Joseph Lieberman, Gore's vice presidential candidate, stood yesterday in Washington with supportive Democratic lawmakers as he said the Florida Supreme Court would be "the final arbiter" of the election dispute.

Gore's appeal was one of two election-related cases at Florida's highest court. The other, returned on Monday from the U.S. Supreme Court, requested clarification of the reasoning behind a state Supreme Court ruling last month that approved partial manual recounts beyond a deadline fixed in state law for the end of vote counting in the presidential election.

The Bush and Gore legal teams already were operating under a 3 p.m. yesterday deadline for submitting written arguments in that case. No timetable for oral arguments has yet been set in that case.

Waters told reporters he had no information on whether the two cases would be combined.

The developments came the day after Circuit Judge N. Sanders Sauls rejected Gore's request to reverse Bush's certified 537-vote victory and also refused his request to order a partial manual recount.

Gore lawyer Ron Klain said yesterday the proceeding before the Florida Supreme Court is "the most important step in this process" - and probably the last one.

Another Gore attorney, W. Dexter Douglass, said the vice president was prepared to appeal Sauls' decision on virtually every point, including his ruling that recounts cannot be conducted in selected counties. To win an appeal, Gore needed to show a reasonable probability that recounts would tip the election to him and that county boards abused their discretion.

"It was a totally appealable order on every point," Douglass said.

The Gore team would be ready to file its legal arguments within hours of the Florida Supreme Court setting a schedule for the submission of arguments in the case, he added.

Congress' two Democratic leaders, Senate Minority Leader Tom Daschle and House Minority Leader Dick Gephardt, released a statement saying they believe the appeal was in keeping with Florida law and American democracy.

In the Florida Legislature, Senate President John McKay and House Speaker Tom Feeney, both Republicans, said in a joint statement that they had filed a motion to participate in the appeal before the Supreme Court.

They said they wanted to tell the justices that the Legislature's authority to pick electors stems from the U.S. Constitution and cannot be overridden by the state Supreme Court.

Handing Bush a key legal victory, Sauls said he concluded Gore had not shown there was a ''reasonable probability'' that the results of the election would have been changed.

Reading aloud to a packed courtroom and nationwide television audience, Sauls came down on Bush's side of the case on point after point.
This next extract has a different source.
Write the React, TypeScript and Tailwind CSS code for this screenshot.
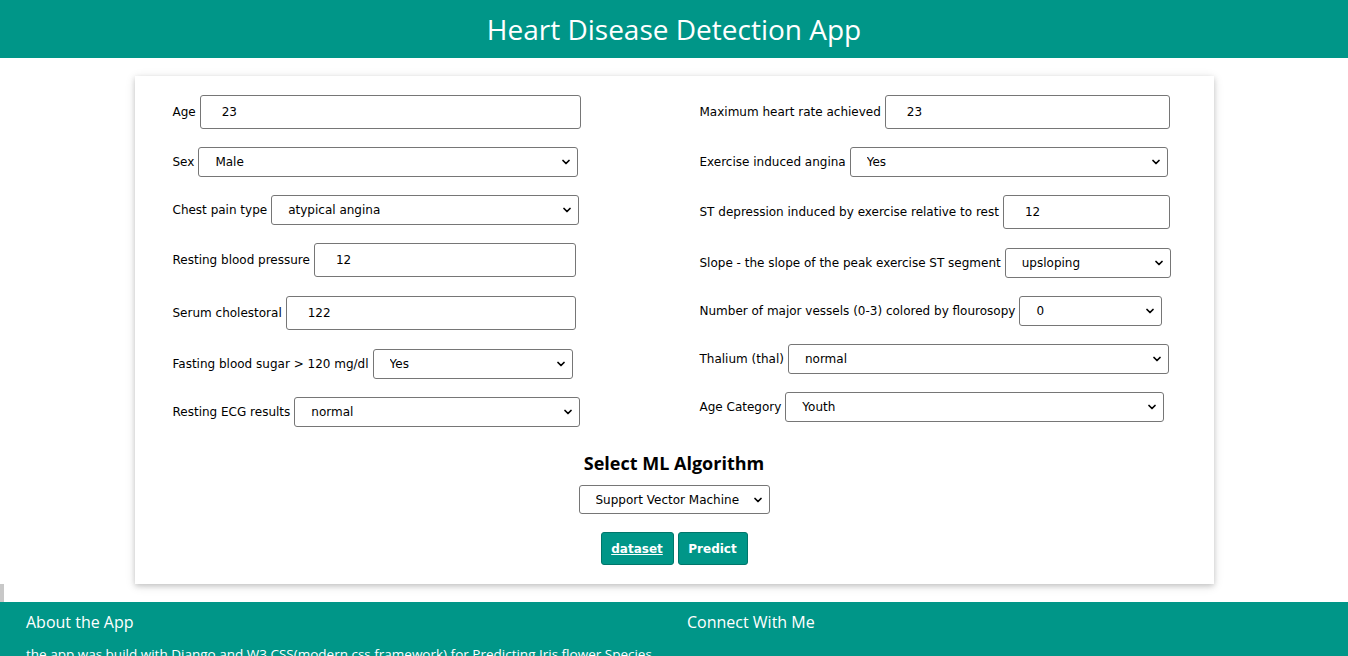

He refused to sweep aside Bush's 537-vote certified victory and begin courthouse counts of what Gore said were missed votes that had been rejected by machines in heavily Democratic counties.

"The evidence does not establish any illegality, dishonesty, gross negligence, improper influence, coercion or fraud in the balloting and counting processes" in the Florida counties where Gore sought hand recounts, Sauls said.

Furthermore, county canvassing boards in Palm Beach, Miami-Dade and Nassau counties all had acted within their discretion in tabulating votes, Sauls said, and there was ''no authority under Florida law'' for certifying an incomplete manual recount or for submitting returns after a deadline fixed by the state Supreme Court. That was a vindication of the actions of Secretary of State Katherine Harris, a GOP partisan who certified Bush the winner.

And Sauls said that while the record shows "voter error and/or less than total accuracy in regard" to the results in Palm Beach and Miami counties, these problems "cannot support or affect any recounting."

Gore asked for a ruling overturning Bush's slim lead and a manual recount of about 14,000 ballots in Palm Beach and Miami-Dade counties. The vice president also sought to change the official vote certification in Nassau County, although only 51 votes were involved there.

The Bush team argued there was no reason for the recount, and said the Texas governor had been certified properly on the basis of tallies submitted by the canvassing boards in all 67 Florida counties.